Things That Start To Make Ron Paul Sound Sensible

Bloomberg has a detailed examination of the data that the Federal Reserve refused to release, until ordered to do so by the courts: They lent almost $8 trillion to the "too big to fail" banks, enabling them to survive, give big raises to their employees, and screw over those who were foreclosed.  The New York Times is reporting that the Democrats have given up on white, working class voters for next year, figuring that they are going to lose them to the Republicans, and figure that only college educated whites and blacks and Hispanics are going to vote Democrat--and hope that this is enough.  Now, if only Republicans decided that they wanted to win.

1 comment:

  1. Two of the top five were European banks. Barclay's number five at $641M. Still, that's quite a bit for a bank that's primarily European in focus to need in a US credit crunch.
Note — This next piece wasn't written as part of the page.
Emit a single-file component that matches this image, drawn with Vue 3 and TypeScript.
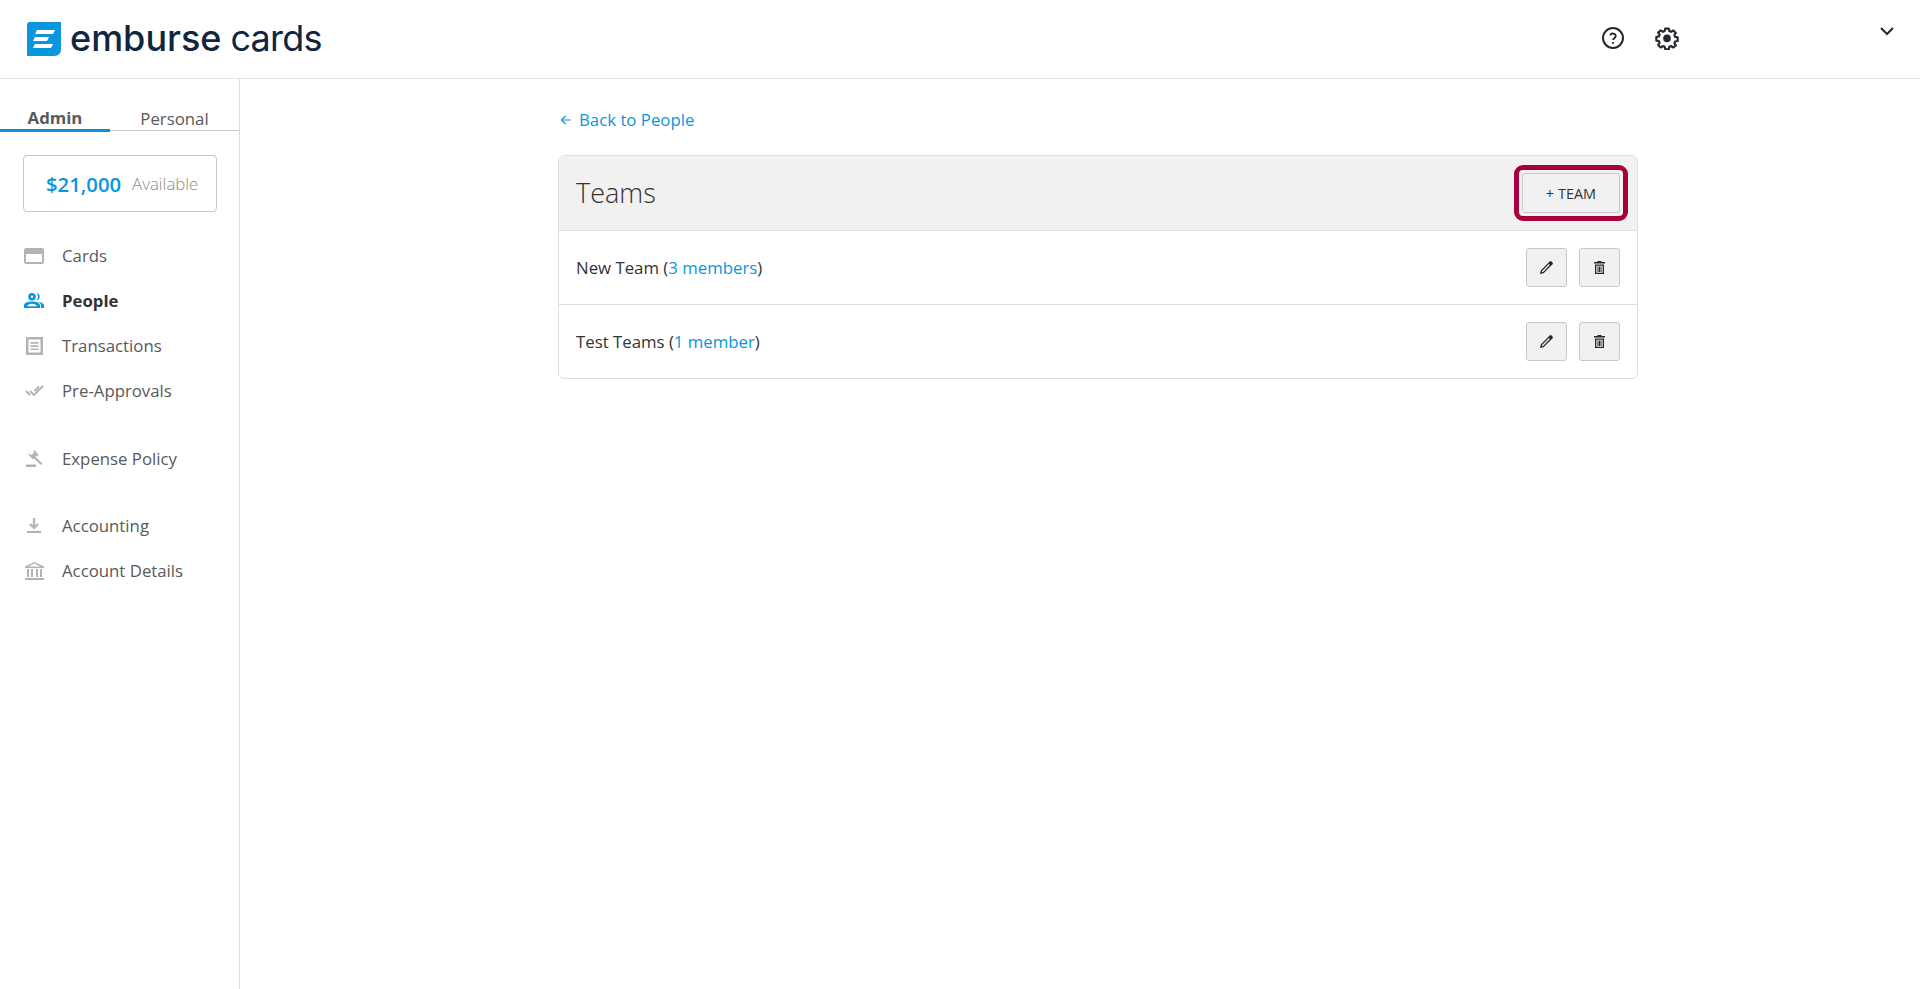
<script setup lang="ts">
interface NavItem { label: string; icon: string; active?: boolean; gap?: boolean }
const nav: NavItem[] = [
  { label: 'Cards', icon: 'card' },
  { label: 'People', icon: 'people', active: true },
  { label: 'Transactions', icon: 'receipt' },
  { label: 'Pre-Approvals', icon: 'checks' },
  { label: 'Expense Policy', icon: 'gavel', gap: true },
  { label: 'Accounting', icon: 'download', gap: true },
  { label: 'Account Details', icon: 'bank' },
]
const teams = [
  { name: 'New Team', members: '3 members' },
  { name: 'Test Teams', members: '1 member' },
]
</script>

<template>
  <div class="page">
    <header class="topbar">
      <div class="logo">
        <svg class="logo-mark" width="34" height="34" viewBox="0 0 34 34">
          <path d="M3 0H34V27Q34 34 27 34H0V3Q0 0 3 0Z" fill="#0a96dc" />
          <path d="M10 8H28L26 12H8ZM8 15H22L20 19H6ZM8 22H26L24 26H6Z" fill="#fff" />
        </svg>
        <span class="logo-text">emburse</span>
        <span class="logo-text second">cards</span>
      </div>
      <div class="top-actions">
        <svg width="24" height="24" viewBox="0 0 24 24" fill="none" stroke="#24292e" stroke-width="2">
          <circle cx="12" cy="12" r="10" />
          <path d="M9.200 9.400a2.900 2.900 0 0 1 5.600.7c0 1.900-2.800 2.300-2.800 4" stroke-width="1.800" />
          <circle cx="12" cy="17" r="1.100" fill="#24292e" stroke="none" />
        </svg>
        <svg width="24" height="24" viewBox="0 0 24 24" fill="none" stroke="#24292e" stroke-width="2.400" stroke-linejoin="round">
          <path d="M10 2h4l.6 2.800 1.900.8L19 4l2.800 2.900-1.600 2.400.8 1.900 2.900.6v4l-2.900.5-.8 1.900 1.600 2.400L19 23l-2.500-1.600-1.900.8L14 25h-4l-.6-2.800-1.900-.8L5 23l-2.800-2.900 1.600-2.400-.8-1.900L.1 15.300v-4l2.900-.6.8-1.900-1.600-2.400L5 4l2.500 1.600 1.900-.8Z" transform="translate(1.200 .8) scale(.9)" />
          <circle cx="12" cy="12.400" r="3.800" fill="#24292e" stroke="none" />
        </svg>
        <svg class="chevron" width="16" height="10" viewBox="0 0 16 10" fill="none" stroke="#24292e" stroke-width="2">
          <path d="M2 2l6 6 6-6" />
        </svg>
      </div>
    </header>

    <div class="body">
      <aside class="sidebar">
        <div class="tabs">
          <div class="tab active">Admin</div>
          <div class="tab">Personal</div>
        </div>
        <div class="balance">
          <span class="amount">$21,000</span>
          <span class="avail">Available</span>
        </div>
        <nav class="nav">
          <a v-for="item in nav" :key="item.label" class="nav-item" :class="{ active: item.active, gap: item.gap }">
            <span class="nav-icon">
              <svg v-if="item.icon === 'card'" width="20" height="16" viewBox="0 0 20 16">
                <path d="M2 0h16a2 2 0 0 1 2 2v12a2 2 0 0 1-2 2H2a2 2 0 0 1-2-2V2a2 2 0 0 1 2-2Zm0 6v8h16V6Z" fill="#b3b3b3" fill-rule="evenodd" />
              </svg>
              <svg v-else-if="item.icon === 'people'" width="20" height="15" viewBox="0 0 20 15" fill="#0a96dc">
                <path d="M8 0a3.800 3.800 0 1 1 0 7.600A3.800 3.800 0 0 1 8 0Zm0 2.600a1.200 1.200 0 1 0 0 2.400 1.200 1.200 0 0 0 0-2.400Z" fill-rule="evenodd" />
                <path d="M12.500 0a3.800 3.800 0 0 1 0 7.500 5.500 5.500 0 0 0 0-7.500Z" />
                <path d="M0 15v-2.500C0 10 3.500 8.600 8 8.600s8 1.400 8 3.900V15Zm3-1.800h10c-.6-1-2.400-2.400-5-2.400s-4.400 1.400-5 2.400Z" fill-rule="evenodd" />
                <path d="M14 8.800c3 .4 6 1.500 6 3.700V15h-3v-2.800c0-1.400-1.200-2.500-3-3.400Z" />
              </svg>
              <svg v-else-if="item.icon === 'receipt'" width="17" height="18" viewBox="0 0 17 18">
                <path d="M0 0h17v18H0Zm2.500 2.500v13h12v-13Z" fill="#b3b3b3" fill-rule="evenodd" />
                <path d="M4.500 5h8v1.700h-8ZM4.500 8.200h8v1.700h-8ZM4.500 11.400h8v1.700h-8Z" fill="#b3b3b3" />
              </svg>
              <svg v-else-if="item.icon === 'checks'" width="19" height="12" viewBox="0 0 19 12" fill="none" stroke="#b3b3b3" stroke-width="1.900">
                <path d="M1 6l4 4M5 6l4 4 9-9M9.500 6L14 1.500" />
              </svg>
              <svg v-else-if="item.icon === 'gavel'" width="17" height="17" viewBox="0 0 17 17" fill="#b3b3b3">
                <path d="M0 14.500h10V17H0ZM8.500 0l4 5-1.200 1.200-4-5ZM3.500 3.500l4.500 4.500-1.200 1.200-4.500-4.500ZM8 2.500l3 3-3.500 3.500-3-3ZM9.500 7l7 6.500-1.500 1.500-7-6.500Z" />
              </svg>
              <svg v-else-if="item.icon === 'download'" width="14" height="15" viewBox="0 0 14 15" fill="none" stroke="#b3b3b3" stroke-width="2.200">
                <path d="M7 0v9M3 6l4 4 4-4" />
                <path d="M0 14h14" />
              </svg>
              <svg v-else width="19" height="18" viewBox="0 0 19 18" fill="#b3b3b3">
                <path d="M9.500 0L19 4.500V6H0V4.500ZM9.500 1.600L3.800 4.500h11.400ZM2 7h2v8H2ZM6 7h2v8H6ZM11 7h2v8h-2ZM15 7h2v8h-2ZM0 16h19v2H0Z" fill-rule="evenodd" />
              </svg>
            </span>
            {{ item.label }}
          </a>
        </nav>
      </aside>

      <main class="main">
        <a class="back">
          <svg width="12" height="12" viewBox="0 0 12 12" fill="none" stroke="#0a96dc" stroke-width="1.200">
            <path d="M11 6H1.500M5.500 2L1.500 6l4 4" />
          </svg>
          Back to People
        </a>
        <section class="panel">
          <div class="panel-head">
            <h1>Teams</h1>
            <div class="highlight">
              <button class="add-btn">+ TEAM</button>
            </div>
          </div>
          <div v-for="team in teams" :key="team.name" class="row">
            <span>{{ team.name }} (<a class="link">{{ team.members }}</a>)</span>
            <div class="row-actions">
              <button class="icon-btn">
                <svg width="13" height="13" viewBox="0 0 13 13">
                  <path d="M0 13l.8-3.600L9.600.6a1.400 1.400 0 0 1 2 0l.8.8a1.400 1.400 0 0 1 0 2L3.600 12.200Zm1.800-1.800l1.300-.3 6.800-6.800-1-1-6.800 6.800Z" fill="#24292e" fill-rule="evenodd" />
                </svg>
              </button>
              <button class="icon-btn">
                <svg width="11" height="13" viewBox="0 0 11 13">
                  <path d="M3.500 0h4v1H11v1.500H0V1h3.500ZM1 3.500h9V13H1Zm1.300 1.200v7h6.400v-7Z" fill="#24292e" fill-rule="evenodd" />
                  <path d="M3.500 5.500h1v5.500h-1ZM5 5.500h1v5.500H5ZM6.500 5.500h1v5.500h-1Z" fill="#24292e" />
                </svg>
              </button>
            </div>
          </div>
        </section>
      </main>
    </div>
  </div>
</template>

<style>
html, body { margin: 0; background: #fff; }
</style>

<style scoped>
.page {
  height: 989px;
  display: flex;
  flex-direction: column;
  font-family: "Open Sans", "Liberation Sans", sans-serif;
  font-size: 16.8px;
  color: #333;
  overflow: hidden;
}
.topbar {
  height: 78px;
  flex: none;
  border-bottom: 1px solid #e3e3e3;
  display: flex;
  justify-content: space-between;
}
.logo {
  display: flex;
  align-items: center;
  padding-left: 27px;
  height: 78px;
}
.logo-mark { margin-right: 9px; }
.logo-text {
  font-family: Inter, sans-serif;
  font-size: 36px;
  font-weight: 500;
  color: #10253f;
  line-height: 1;
  margin-top: -3px;
}
.logo-text.second { margin-left: 9px; font-weight: 400; letter-spacing: -.8px; }
.top-actions {
  position: relative;
  display: flex;
  align-items: flex-start;
  gap: 30px;
  padding: 26px 0 0;
  margin-right: 241px;
}
.chevron { position: absolute; right: -216px; top: 26px; }
.body { flex: 1; display: flex; min-height: 0; }
.sidebar {
  width: 239px;
  flex: none;
  border-right: 1px solid #dcdcdc;
  padding-top: 27px;
}
.tabs {
  display: flex;
  height: 24px;
  border-bottom: 1px solid #c8c8c8;
}
.tab {
  flex: 1;
  text-align: center;
  color: #595959;
  line-height: 25px;
}
.tab.active {
  flex: none;
  width: 110px;
  font-weight: 700;
  border-bottom: 3px solid #0a8fd8;
  line-height: 23px;
  height: 23px;
}
.balance {
  margin: 24px 22px 0 23px;
  height: 55px;
  border: 1px solid #c8c8c8;
  border-radius: 4px;
  display: flex;
  align-items: center;
  padding-left: 22px;
  gap: 11px;
}
.amount { color: #0a96dc; font-size: 20.3px; font-weight: 600; }
.avail { color: #8a8a8a; font-weight: 300; }
.nav { display: flex; flex-direction: column; margin-top: 21px; }
.nav-item {
  height: 45px;
  display: flex;
  align-items: center;
  padding-left: 62px;
  position: relative;
  color: #595959;
}
.nav-item.gap { margin-top: 22.5px; }
.nav-item.gap + .nav-item:not(.gap) { margin-top: 0; }
.nav-item.active { font-weight: 700; color: #333; }
.nav-icon {
  position: absolute;
  left: 24px;
  width: 20px;
  display: flex;
  justify-content: center;
}
.main { flex: 1; padding: 27px 0 0 318px; min-width: 0; }
.back {
  display: flex;
  align-items: center;
  gap: 7px;
  height: 27px;
  color: #0a96dc;
  padding-left: 2px;
  margin-bottom: 22px;
}
.panel {
  width: 1080px;
  border: 1px solid #dedede;
  border-radius: 6px;
  overflow: hidden;
  box-sizing: border-box;
}
.panel-head {
  height: 74px;
  background: #f1f1f1;
  display: flex;
  align-items: center;
  justify-content: space-between;
  padding: 0 9px 0 17px;
}
h1 {
  margin: 0 0 1px;
  font-size: 27px;
  font-weight: 300;
  color: #333;
}
.highlight {
  border: 5px solid #a8003f;
  border-radius: 9px;
  padding: 3px;
  display: flex;
}
.add-btn {
  width: 98px;
  height: 40px;
  border: 1px solid #c8c8c8;
  border-radius: 3px;
  background: #f1f1f1;
  font-family: inherit;
  font-size: 14.5px;
  color: #333;
}
.row {
  height: 73px;
  border-top: 1px solid #dedede;
  display: flex;
  align-items: center;
  justify-content: space-between;
  padding: 0 17px;
}
.link { color: #0a96dc; }
.row-actions { display: flex; gap: 12px; }
.icon-btn {
  width: 41px;
  height: 39px;
  padding: 0;
  border: 1px solid #c8c8c8;
  border-radius: 3px;
  background: #f1f1f1;
  display: flex;
  align-items: center;
  justify-content: center;
}
</style>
But Barclay's is heavily leveraged, like most European banks.

    Now the European banks are hoping to have the Fed save them again since they're in a credit crunch since they've been denied dollar funding in more traditional markets like money market funds. The amount we're talking about that would stabilize Europe would make the amount in the linked article look tiny since the European political system is making ours look well oiled these days. If the Fed could even intervene without terminally hurting the dollar as well as causing mass chaos in Europe. A massive QE3 for European bonds, for example, would save the banks, but the subsequent blast of inflation and spike in Euro against the dollar would hammer European exports and Germany in particular. The political effect to US intervention on such a scale would be problematic, also. And none of it would have any impact on lessening the structural problems of the Euro zone, it would just buy more time.

    There's a creditor's strike going on against the Euro right now and the effects aren't pretty. There's no lender of last resort like the Fed in Europe, and unless the ECB ignores the law and its charter there's nobody to print Euros to save the banking system, which is why the speculation about the Fed coming to Europe's rescue is now being floated. The problem is that the European banking system is not only the world's largest, it's also the most leveraged in the world (as the above linked article notes). Jim Cramer on CNBC talked about the Euro situation and put us on "DEFCON 3, two stages away from a financial collapse so huge it's hard to get your mind around." I normally don't put much stock in that Cramer, but he may be onto something here.

    We're living in interesting times, with financial shenanigans unseen before so Ron Paul is actually sounding more like a sage these days.